___ Data section

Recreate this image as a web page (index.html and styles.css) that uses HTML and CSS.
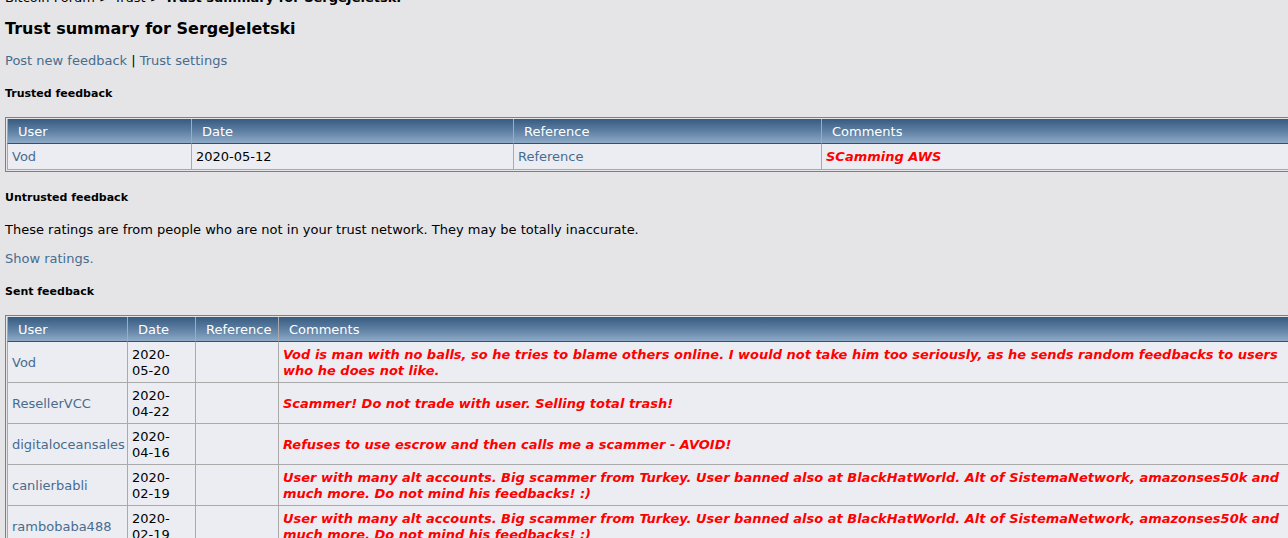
FILE: index.html
```html
<!DOCTYPE html>
<html lang="en">
<head>
<meta charset="UTF-8">
<title>Trust summary for SergeJeletski</title>
<link rel="stylesheet" href="styles.css">
</head>
<body>

<div class="linktree">
  <a href="#" class="nav">Bitcoin Forum</a> &gt; <a href="#" class="nav">Trust</a> &gt; <b>Trust summary for SergeJeletski</b>
</div>

<h2 class="title">Trust summary for SergeJeletski</h2>

<p class="links"><a href="#">Post new feedback</a> | <a href="#">Trust settings</a></p>

<h3 class="section first">Trusted feedback</h3>

<div class="tborder">
<table class="feedback trusted">
  <colgroup>
    <col class="c-user">
    <col class="c-date">
    <col class="c-ref">
    <col>
  </colgroup>
  <tr>
    <th>User</th>
    <th>Date</th>
    <th>Reference</th>
    <th>Comments</th>
  </tr>
  <tr>
    <td><a href="#">Vod</a></td>
    <td>2020-05-12</td>
    <td><a href="#">Reference</a></td>
    <td class="neg">SCamming AWS</td>
  </tr>
</table>
</div>

<h3 class="section untrusted">Untrusted feedback</h3>
<p class="note">These ratings are from people who are not in your trust network. They may be totally inaccurate.</p>
<p class="show"><a href="#">Show ratings.</a></p>

<h3 class="section sent">Sent feedback</h3>

<div class="tborder">
<table class="feedback sentlist">
  <colgroup>
    <col class="c-user">
    <col class="c-date">
    <col class="c-ref">
    <col>
  </colgroup>
  <tr>
    <th>User</th>
    <th>Date</th>
    <th>Reference</th>
    <th>Comments</th>
  </tr>
  <tr>
    <td><a href="#">Vod</a></td>
    <td class="date">2020-05-20</td>
    <td></td>
    <td class="neg">Vod is man with no balls, so he tries to blame others online. I would not take him too seriously, as he sends random feedbacks to users who he does not like.</td>
  </tr>
  <tr>
    <td><a href="#">ResellerVCC</a></td>
    <td class="date">2020-04-22</td>
    <td></td>
    <td class="neg">Scammer! Do not trade with user. Selling total trash!</td>
  </tr>
  <tr>
    <td><a href="#">digitaloceansales</a></td>
    <td class="date">2020-04-16</td>
    <td></td>
    <td class="neg">Refuses to use escrow and then calls me a scammer - AVOID!</td>
  </tr>
  <tr>
    <td><a href="#">canlierbabli</a></td>
    <td class="date">2020-02-19</td>
    <td></td>
    <td class="neg">User with many alt accounts. Big scammer from Turkey. User banned also at BlackHatWorld. Alt of SistemaNetwork, amazonses50k and much more. Do not mind his feedbacks! :)</td>
  </tr>
  <tr>
    <td><a href="#">rambobaba488</a></td>
    <td class="date">2020-02-19</td>
    <td></td>
    <td class="neg">User with many alt accounts. Big scammer from Turkey. User banned also at BlackHatWorld. Alt of SistemaNetwork, amazonses50k and much more. Do not mind his feedbacks! :)</td>
  </tr>
</table>
</div>

</body>
</html>
```

FILE: styles.css
```css
html {
  overflow: hidden;
}
body {
  margin: 0;
  padding: 0 5px;
  background-color: #e5e5e8;
  color: #000;
  font-family: Verdana, "DejaVu Sans", sans-serif;
  font-size: 13px;
  line-height: 16px;
}
a {
  color: #476c8e;
  text-decoration: none;
}
a.nav {
  color: #000;
}
.linktree {
  margin-top: -10px;
  white-space: nowrap;
}
.title {
  font-size: 16px;
  line-height: 20px;
  margin: 13px 0 0;
}
.links {
  margin: 14px 0 0;
}
.section {
  font-size: 11px;
  line-height: 14px;
  margin: 0;
}
.section.first {
  margin-top: 18px;
}
.section.untrusted {
  margin-top: 19px;
}
.section.sent {
  margin-top: 18px;
}
.note {
  margin: 17px 0 0;
}
.show {
  margin: 13px 0 0;
}
.tborder {
  width: 1290px;
  margin-top: 16px;
  border: 1px solid #7f7f7f;
  padding: 1px;
}
.feedback {
  width: 100%;
  table-layout: fixed;
  border-collapse: separate;
  border-spacing: 0;
  background-color: #ecedf3;
}
.feedback th {
  text-align: left;
  font-weight: normal;
  color: #fff;
  padding: 5px 10px 3px;
  background: linear-gradient(to bottom, #375b80 0%, #5d7fa2 50%, #8eaac7 100%);
  border-right: 1px solid #aaaaaa;
  border-bottom: 1px solid #34506e;
}
.feedback td {
  padding: 4px;
  vertical-align: middle;
  border-right: 1px solid #aaaaaa;
  border-bottom: 1px solid #aaaaaa;
}
.trusted td {
  padding-top: 5px;
}
.sentlist td {
  padding-top: 5px;
  padding-bottom: 3px;
}
.feedback td.date {
  padding-right: 6px;
}
.feedback td:first-child,
.feedback th:first-child {
  border-left: 1px solid #aaaaaa;
}
.trusted .c-user { width: 185px; }
.trusted .c-date { width: 322px; }
.trusted .c-ref { width: 308px; }
.sentlist .c-user { width: 121px; }
.sentlist .c-date { width: 68px; }
.sentlist .c-ref { width: 83px; }
.neg {
  color: #ff0000;
  font-weight: bold;
  font-style: italic;
}
```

______

Instructions for the task:
Copy out the listing exactly as it stands, but not the pictures.

Task solution:
Recreate this image as a web page (index.html and styles.css) that uses HTML and CSS.
FILE: index.html
```html
<!DOCTYPE html>
<html lang="en">
<head>
<meta charset="UTF-8">
<title>Trust summary for SergeJeletski</title>
<link rel="stylesheet" href="styles.css">
</head>
<body>

<div class="linktree">
  <a href="#" class="nav">Bitcoin Forum</a> &gt; <a href="#" class="nav">Trust</a> &gt; <b>Trust summary for SergeJeletski</b>
</div>

<h2 class="title">Trust summary for SergeJeletski</h2>

<p class="links"><a href="#">Post new feedback</a> | <a href="#">Trust settings</a></p>

<h3 class="section first">Trusted feedback</h3>

<div class="tborder">
<table class="feedback trusted">
  <colgroup>
    <col class="c-user">
    <col class="c-date">
    <col class="c-ref">
    <col>
  </colgroup>
  <tr>
    <th>User</th>
    <th>Date</th>
    <th>Reference</th>
    <th>Comments</th>
  </tr>
  <tr>
    <td><a href="#">Vod</a></td>
    <td>2020-05-12</td>
    <td><a href="#">Reference</a></td>
    <td class="neg">SCamming AWS</td>
  </tr>
</table>
</div>

<h3 class="section untrusted">Untrusted feedback</h3>
<p class="note">These ratings are from people who are not in your trust network. They may be totally inaccurate.</p>
<p class="show"><a href="#">Show ratings.</a></p>

<h3 class="section sent">Sent feedback</h3>

<div class="tborder">
<table class="feedback sentlist">
  <colgroup>
    <col class="c-user">
    <col class="c-date">
    <col class="c-ref">
    <col>
  </colgroup>
  <tr>
    <th>User</th>
    <th>Date</th>
    <th>Reference</th>
    <th>Comments</th>
  </tr>
  <tr>
    <td><a href="#">Vod</a></td>
    <td class="date">2020-05-20</td>
    <td></td>
    <td class="neg">Vod is man with no balls, so he tries to blame others online. I would not take him too seriously, as he sends random feedbacks to users who he does not like.</td>
  </tr>
  <tr>
    <td><a href="#">ResellerVCC</a></td>
    <td class="date">2020-04-22</td>
    <td></td>
    <td class="neg">Scammer! Do not trade with user. Selling total trash!</td>
  </tr>
  <tr>
    <td><a href="#">digitaloceansales</a></td>
    <td class="date">2020-04-16</td>
    <td></td>
    <td class="neg">Refuses to use escrow and then calls me a scammer - AVOID!</td>
  </tr>
  <tr>
    <td><a href="#">canlierbabli</a></td>
    <td class="date">2020-02-19</td>
    <td></td>
    <td class="neg">User with many alt accounts. Big scammer from Turkey. User banned also at BlackHatWorld. Alt of SistemaNetwork, amazonses50k and much more. Do not mind his feedbacks! :)</td>
  </tr>
  <tr>
    <td><a href="#">rambobaba488</a></td>
    <td class="date">2020-02-19</td>
    <td></td>
    <td class="neg">User with many alt accounts. Big scammer from Turkey. User banned also at BlackHatWorld. Alt of SistemaNetwork, amazonses50k and much more. Do not mind his feedbacks! :)</td>
  </tr>
</table>
</div>

</body>
</html>
```

FILE: styles.css
```css
html {
  overflow: hidden;
}
body {
  margin: 0;
  padding: 0 5px;
  background-color: #e5e5e8;
  color: #000;
  font-family: Verdana, "DejaVu Sans", sans-serif;
  font-size: 13px;
  line-height: 16px;
}
a {
  color: #476c8e;
  text-decoration: none;
}
a.nav {
  color: #000;
}
.linktree {
  margin-top: -10px;
  white-space: nowrap;
}
.title {
  font-size: 16px;
  line-height: 20px;
  margin: 13px 0 0;
}
.links {
  margin: 14px 0 0;
}
.section {
  font-size: 11px;
  line-height: 14px;
  margin: 0;
}
.section.first {
  margin-top: 18px;
}
.section.untrusted {
  margin-top: 19px;
}
.section.sent {
  margin-top: 18px;
}
.note {
  margin: 17px 0 0;
}
.show {
  margin: 13px 0 0;
}
.tborder {
  width: 1290px;
  margin-top: 16px;
  border: 1px solid #7f7f7f;
  padding: 1px;
}
.feedback {
  width: 100%;
  table-layout: fixed;
  border-collapse: separate;
  border-spacing: 0;
  background-color: #ecedf3;
}
.feedback th {
  text-align: left;
  font-weight: normal;
  color: #fff;
  padding: 5px 10px 3px;
  background: linear-gradient(to bottom, #375b80 0%, #5d7fa2 50%, #8eaac7 100%);
  border-right: 1px solid #aaaaaa;
  border-bottom: 1px solid #34506e;
}
.feedback td {
  padding: 4px;
  vertical-align: middle;
  border-right: 1px solid #aaaaaa;
  border-bottom: 1px solid #aaaaaa;
}
.trusted td {
  padding-top: 5px;
}
.sentlist td {
  padding-top: 5px;
  padding-bottom: 3px;
}
.feedback td.date {
  padding-right: 6px;
}
.feedback td:first-child,
.feedback th:first-child {
  border-left: 1px solid #aaaaaa;
}
.trusted .c-user { width: 185px; }
.trusted .c-date { width: 322px; }
.trusted .c-ref { width: 308px; }
.sentlist .c-user { width: 121px; }
.sentlist .c-date { width: 68px; }
.sentlist .c-ref { width: 83px; }
.neg {
  color: #ff0000;
  font-weight: bold;
  font-style: italic;
}
```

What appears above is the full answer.